--- Begin ---

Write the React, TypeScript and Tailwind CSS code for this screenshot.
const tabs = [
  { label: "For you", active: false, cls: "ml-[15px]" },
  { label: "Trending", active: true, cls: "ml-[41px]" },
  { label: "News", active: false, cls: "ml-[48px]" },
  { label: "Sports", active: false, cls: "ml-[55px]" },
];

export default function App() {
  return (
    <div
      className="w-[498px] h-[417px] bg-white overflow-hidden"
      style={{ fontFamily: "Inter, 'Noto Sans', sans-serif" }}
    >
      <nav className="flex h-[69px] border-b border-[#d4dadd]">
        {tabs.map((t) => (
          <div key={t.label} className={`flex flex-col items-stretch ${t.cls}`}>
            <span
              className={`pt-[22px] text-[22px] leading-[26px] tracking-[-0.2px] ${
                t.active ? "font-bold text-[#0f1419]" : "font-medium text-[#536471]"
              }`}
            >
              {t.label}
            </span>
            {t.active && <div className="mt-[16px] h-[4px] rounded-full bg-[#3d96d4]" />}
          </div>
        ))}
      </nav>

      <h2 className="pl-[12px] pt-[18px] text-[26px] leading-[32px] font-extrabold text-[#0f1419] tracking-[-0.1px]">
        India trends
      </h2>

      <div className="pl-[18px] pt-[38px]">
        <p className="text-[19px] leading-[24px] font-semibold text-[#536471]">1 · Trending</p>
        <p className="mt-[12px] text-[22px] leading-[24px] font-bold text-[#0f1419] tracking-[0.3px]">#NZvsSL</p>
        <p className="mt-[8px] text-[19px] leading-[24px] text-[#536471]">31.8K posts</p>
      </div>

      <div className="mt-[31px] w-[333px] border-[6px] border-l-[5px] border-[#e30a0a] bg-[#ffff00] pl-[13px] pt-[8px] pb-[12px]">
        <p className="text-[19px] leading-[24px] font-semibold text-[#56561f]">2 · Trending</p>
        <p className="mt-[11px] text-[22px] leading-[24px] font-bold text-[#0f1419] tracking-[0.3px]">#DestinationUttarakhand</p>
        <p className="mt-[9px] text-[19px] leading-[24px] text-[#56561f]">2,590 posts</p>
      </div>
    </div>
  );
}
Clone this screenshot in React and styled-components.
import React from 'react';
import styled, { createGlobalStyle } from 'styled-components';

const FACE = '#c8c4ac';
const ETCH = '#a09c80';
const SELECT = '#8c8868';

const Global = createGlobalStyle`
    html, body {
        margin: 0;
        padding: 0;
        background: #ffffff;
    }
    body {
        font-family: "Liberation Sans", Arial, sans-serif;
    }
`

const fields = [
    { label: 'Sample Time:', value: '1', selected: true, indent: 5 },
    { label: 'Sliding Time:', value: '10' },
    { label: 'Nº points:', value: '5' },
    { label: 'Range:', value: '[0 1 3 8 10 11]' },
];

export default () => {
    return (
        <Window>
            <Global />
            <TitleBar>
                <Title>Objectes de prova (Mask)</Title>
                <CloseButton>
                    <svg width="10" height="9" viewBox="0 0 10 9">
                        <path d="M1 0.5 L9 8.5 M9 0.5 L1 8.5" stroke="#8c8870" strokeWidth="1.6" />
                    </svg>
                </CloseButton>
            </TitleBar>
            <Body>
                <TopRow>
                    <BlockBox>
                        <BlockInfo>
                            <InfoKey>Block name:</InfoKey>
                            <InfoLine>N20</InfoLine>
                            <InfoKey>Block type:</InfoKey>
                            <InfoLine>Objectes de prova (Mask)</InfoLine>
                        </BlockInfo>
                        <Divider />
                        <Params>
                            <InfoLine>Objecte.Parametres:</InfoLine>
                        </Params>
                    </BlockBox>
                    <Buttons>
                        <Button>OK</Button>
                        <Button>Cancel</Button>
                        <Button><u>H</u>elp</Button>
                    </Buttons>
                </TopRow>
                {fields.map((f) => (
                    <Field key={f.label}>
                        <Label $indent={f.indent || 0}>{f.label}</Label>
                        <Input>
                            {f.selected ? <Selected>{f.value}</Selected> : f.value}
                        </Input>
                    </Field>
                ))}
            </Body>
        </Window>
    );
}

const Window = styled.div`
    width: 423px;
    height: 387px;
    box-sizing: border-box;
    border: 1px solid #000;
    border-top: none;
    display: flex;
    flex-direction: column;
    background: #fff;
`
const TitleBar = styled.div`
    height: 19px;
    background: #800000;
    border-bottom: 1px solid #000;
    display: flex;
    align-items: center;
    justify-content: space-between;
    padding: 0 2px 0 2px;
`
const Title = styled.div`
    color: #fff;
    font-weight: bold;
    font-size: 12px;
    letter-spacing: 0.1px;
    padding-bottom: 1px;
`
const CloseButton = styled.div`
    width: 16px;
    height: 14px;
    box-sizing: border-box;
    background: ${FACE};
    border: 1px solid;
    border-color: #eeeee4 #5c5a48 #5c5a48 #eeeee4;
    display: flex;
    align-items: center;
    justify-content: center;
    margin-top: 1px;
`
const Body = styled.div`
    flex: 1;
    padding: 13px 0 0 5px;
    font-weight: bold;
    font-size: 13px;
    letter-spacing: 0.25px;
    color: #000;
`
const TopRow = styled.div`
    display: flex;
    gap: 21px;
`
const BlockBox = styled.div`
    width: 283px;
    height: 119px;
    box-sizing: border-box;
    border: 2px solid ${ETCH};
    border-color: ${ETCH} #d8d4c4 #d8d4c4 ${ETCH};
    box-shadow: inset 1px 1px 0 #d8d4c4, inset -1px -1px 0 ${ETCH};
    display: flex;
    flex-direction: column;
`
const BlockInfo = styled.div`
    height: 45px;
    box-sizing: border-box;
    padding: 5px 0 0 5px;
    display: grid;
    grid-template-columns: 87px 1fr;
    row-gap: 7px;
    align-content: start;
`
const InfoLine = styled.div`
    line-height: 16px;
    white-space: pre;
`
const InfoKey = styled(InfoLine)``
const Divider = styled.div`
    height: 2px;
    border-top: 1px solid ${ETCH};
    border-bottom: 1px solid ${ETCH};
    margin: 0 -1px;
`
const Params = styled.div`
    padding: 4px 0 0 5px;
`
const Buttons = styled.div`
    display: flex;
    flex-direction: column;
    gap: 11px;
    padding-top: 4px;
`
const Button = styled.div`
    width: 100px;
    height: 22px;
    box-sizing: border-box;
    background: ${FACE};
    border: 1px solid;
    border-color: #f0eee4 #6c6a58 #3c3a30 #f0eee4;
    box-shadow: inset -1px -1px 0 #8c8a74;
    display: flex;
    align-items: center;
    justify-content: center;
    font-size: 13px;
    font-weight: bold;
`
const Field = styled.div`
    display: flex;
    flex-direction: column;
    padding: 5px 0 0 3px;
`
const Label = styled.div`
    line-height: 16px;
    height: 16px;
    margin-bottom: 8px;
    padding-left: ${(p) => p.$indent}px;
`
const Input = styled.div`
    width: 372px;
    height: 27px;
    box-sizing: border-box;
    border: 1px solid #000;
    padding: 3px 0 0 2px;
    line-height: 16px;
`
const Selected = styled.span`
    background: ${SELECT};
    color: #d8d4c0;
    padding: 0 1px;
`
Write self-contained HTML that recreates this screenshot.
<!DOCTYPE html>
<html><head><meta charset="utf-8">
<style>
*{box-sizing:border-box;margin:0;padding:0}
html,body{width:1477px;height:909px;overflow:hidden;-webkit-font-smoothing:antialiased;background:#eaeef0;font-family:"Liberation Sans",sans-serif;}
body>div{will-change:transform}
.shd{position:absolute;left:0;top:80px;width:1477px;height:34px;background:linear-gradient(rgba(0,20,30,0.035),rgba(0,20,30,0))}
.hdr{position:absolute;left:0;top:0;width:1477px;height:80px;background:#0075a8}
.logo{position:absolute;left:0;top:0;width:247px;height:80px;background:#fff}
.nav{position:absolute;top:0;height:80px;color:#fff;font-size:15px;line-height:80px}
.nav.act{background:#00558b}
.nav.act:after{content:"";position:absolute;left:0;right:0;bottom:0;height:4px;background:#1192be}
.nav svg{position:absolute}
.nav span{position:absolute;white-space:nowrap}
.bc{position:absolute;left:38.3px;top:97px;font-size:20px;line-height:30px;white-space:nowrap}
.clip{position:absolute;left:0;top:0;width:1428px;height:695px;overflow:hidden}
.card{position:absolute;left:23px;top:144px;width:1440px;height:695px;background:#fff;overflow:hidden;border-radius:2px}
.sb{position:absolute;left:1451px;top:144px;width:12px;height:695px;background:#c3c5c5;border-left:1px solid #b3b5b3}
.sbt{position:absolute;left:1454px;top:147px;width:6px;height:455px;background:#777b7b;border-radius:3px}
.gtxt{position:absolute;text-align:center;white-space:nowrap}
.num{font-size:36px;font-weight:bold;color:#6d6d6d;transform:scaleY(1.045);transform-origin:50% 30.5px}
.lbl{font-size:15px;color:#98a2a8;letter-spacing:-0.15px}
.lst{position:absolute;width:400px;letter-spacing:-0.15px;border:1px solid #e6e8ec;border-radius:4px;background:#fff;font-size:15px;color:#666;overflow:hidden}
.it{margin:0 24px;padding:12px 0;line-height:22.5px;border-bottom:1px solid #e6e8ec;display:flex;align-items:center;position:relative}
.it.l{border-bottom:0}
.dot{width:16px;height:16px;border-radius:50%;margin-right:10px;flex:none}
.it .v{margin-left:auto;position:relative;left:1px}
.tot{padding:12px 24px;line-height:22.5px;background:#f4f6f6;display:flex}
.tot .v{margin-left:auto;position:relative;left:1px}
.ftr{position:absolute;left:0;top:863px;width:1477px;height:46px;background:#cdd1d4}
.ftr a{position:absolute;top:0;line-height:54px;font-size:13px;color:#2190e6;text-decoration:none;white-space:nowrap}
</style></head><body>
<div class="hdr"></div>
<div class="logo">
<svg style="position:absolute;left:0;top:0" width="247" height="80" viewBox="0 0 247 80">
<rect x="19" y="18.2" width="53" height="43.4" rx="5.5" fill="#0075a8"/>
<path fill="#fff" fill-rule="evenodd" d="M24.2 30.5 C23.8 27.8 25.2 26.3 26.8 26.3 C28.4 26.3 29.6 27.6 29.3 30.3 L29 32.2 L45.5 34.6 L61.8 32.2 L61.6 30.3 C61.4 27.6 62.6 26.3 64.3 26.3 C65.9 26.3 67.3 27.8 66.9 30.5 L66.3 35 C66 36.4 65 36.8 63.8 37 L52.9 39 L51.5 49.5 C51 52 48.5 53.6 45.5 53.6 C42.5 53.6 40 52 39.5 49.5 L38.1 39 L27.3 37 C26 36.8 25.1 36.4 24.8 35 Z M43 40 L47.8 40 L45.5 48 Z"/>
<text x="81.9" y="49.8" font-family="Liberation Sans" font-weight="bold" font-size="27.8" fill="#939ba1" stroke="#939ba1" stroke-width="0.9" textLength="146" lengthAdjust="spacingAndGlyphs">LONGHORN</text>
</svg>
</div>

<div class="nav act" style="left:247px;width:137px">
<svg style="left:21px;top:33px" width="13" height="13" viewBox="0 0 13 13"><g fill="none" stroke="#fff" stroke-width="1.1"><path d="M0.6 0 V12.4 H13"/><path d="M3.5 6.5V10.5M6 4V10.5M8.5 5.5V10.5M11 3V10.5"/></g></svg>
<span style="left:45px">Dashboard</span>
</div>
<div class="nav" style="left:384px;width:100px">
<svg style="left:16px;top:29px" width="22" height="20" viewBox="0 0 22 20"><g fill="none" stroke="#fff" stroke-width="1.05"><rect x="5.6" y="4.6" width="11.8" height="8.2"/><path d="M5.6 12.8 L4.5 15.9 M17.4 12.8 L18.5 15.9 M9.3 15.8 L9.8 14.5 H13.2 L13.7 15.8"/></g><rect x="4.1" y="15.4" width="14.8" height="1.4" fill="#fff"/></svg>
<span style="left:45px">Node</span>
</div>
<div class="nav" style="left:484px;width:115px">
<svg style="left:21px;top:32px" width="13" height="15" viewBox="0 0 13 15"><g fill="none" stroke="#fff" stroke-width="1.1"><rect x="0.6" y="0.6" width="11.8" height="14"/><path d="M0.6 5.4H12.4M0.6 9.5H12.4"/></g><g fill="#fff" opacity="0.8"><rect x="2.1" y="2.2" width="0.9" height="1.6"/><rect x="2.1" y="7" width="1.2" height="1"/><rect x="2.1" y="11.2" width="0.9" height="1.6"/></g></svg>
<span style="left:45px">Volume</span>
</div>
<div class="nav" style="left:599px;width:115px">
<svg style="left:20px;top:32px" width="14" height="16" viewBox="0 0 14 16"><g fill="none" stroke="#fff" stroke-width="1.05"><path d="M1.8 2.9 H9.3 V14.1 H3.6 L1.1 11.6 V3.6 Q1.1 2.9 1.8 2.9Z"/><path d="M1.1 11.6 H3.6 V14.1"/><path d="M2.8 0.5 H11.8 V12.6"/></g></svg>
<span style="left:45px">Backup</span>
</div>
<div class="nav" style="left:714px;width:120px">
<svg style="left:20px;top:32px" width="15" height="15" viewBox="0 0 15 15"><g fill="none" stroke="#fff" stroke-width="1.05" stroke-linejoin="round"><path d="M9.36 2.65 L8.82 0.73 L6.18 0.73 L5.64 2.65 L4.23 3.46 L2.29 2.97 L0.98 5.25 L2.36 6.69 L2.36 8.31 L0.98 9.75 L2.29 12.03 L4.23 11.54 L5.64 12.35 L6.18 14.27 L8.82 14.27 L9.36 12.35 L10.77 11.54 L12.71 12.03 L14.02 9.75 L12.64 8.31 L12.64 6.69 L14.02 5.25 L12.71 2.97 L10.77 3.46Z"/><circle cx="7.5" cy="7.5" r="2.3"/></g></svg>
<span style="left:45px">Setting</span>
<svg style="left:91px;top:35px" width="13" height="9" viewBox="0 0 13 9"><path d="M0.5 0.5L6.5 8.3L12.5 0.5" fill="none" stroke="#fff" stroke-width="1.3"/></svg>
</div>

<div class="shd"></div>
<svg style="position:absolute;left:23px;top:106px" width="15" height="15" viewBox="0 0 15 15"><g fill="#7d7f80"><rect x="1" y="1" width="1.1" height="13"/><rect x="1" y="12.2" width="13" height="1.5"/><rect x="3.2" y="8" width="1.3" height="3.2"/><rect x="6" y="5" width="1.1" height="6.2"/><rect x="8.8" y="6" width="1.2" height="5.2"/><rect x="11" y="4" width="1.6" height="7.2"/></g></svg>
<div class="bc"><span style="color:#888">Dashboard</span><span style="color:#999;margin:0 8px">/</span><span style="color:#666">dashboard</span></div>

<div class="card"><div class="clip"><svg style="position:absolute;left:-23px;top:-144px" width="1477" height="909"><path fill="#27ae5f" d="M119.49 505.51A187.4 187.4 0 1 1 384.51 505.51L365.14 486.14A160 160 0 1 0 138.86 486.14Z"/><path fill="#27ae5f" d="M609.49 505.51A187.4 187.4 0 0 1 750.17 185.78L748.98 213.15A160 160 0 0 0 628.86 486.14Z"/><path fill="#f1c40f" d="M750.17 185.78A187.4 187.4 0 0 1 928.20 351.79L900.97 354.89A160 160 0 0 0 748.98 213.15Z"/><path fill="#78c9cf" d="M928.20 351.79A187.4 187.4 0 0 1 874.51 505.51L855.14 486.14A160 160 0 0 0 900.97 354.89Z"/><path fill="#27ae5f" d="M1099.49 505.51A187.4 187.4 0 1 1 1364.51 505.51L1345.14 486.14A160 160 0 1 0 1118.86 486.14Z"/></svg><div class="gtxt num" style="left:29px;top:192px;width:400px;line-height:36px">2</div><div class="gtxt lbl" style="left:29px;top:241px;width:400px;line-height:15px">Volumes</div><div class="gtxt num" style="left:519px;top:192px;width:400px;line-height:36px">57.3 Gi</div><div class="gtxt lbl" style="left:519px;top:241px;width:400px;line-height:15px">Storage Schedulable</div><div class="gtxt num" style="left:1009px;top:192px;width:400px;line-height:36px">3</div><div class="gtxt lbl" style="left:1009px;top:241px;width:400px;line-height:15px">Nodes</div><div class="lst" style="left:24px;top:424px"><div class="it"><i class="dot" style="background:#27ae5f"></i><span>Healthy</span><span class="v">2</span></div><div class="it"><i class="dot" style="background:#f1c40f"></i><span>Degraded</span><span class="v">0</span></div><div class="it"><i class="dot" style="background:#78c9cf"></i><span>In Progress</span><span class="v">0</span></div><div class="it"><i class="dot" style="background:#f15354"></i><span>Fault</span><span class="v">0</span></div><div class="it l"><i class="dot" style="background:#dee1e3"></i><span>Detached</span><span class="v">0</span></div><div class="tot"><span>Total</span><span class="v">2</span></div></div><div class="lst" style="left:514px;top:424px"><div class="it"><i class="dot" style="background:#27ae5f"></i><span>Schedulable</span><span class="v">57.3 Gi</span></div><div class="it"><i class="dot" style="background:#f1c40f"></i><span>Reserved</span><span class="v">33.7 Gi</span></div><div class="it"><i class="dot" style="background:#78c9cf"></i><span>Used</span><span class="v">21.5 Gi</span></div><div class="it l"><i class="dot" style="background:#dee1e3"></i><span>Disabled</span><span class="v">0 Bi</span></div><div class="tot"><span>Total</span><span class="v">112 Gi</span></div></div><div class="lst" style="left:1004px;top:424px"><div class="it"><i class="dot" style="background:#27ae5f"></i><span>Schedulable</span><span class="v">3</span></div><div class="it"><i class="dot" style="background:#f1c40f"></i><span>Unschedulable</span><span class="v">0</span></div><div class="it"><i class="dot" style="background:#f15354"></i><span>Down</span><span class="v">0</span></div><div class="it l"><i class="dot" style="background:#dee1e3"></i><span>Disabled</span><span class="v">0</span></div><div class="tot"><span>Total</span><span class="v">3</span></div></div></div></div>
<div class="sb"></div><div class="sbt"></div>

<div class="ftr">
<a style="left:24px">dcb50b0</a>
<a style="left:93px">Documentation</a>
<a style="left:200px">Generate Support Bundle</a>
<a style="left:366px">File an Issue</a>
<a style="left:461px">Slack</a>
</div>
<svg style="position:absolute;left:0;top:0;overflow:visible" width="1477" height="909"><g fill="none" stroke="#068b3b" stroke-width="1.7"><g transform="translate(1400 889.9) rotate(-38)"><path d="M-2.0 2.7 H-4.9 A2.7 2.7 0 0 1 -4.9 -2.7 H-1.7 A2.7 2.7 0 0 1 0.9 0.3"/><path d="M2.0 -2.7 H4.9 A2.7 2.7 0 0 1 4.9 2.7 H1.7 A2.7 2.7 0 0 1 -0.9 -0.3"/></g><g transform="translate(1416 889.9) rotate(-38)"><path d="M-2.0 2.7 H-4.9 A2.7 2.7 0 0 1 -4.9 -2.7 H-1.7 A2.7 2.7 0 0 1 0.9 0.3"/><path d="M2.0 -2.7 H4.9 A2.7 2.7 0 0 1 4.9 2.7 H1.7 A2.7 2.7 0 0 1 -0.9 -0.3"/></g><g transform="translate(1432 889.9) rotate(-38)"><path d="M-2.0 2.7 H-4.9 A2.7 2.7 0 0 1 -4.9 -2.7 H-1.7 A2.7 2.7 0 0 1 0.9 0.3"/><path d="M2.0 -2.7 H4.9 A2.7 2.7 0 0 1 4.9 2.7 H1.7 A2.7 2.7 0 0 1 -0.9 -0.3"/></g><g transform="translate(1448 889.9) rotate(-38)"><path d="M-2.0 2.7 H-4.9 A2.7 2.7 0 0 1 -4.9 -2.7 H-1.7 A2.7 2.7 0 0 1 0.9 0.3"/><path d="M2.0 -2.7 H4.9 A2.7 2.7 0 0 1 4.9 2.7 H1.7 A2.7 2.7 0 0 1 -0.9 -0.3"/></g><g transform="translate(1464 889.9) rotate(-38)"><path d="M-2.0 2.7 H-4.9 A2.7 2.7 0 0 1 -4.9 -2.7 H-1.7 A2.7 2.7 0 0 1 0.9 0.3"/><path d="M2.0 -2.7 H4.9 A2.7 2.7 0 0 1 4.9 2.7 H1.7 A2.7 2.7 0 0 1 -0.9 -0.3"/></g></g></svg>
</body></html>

--- End ---

- Stated goal -
With the first line being the one containing "Clone this screenshot" and the last line the one containing "const SELECT = '#8c8868';", transcribe exactly the lines above that fall in that range.

- Reply -
Clone this screenshot in React and styled-components.
import React from 'react';
import styled, { createGlobalStyle } from 'styled-components';

const FACE = '#c8c4ac';
const ETCH = '#a09c80';
const SELECT = '#8c8868';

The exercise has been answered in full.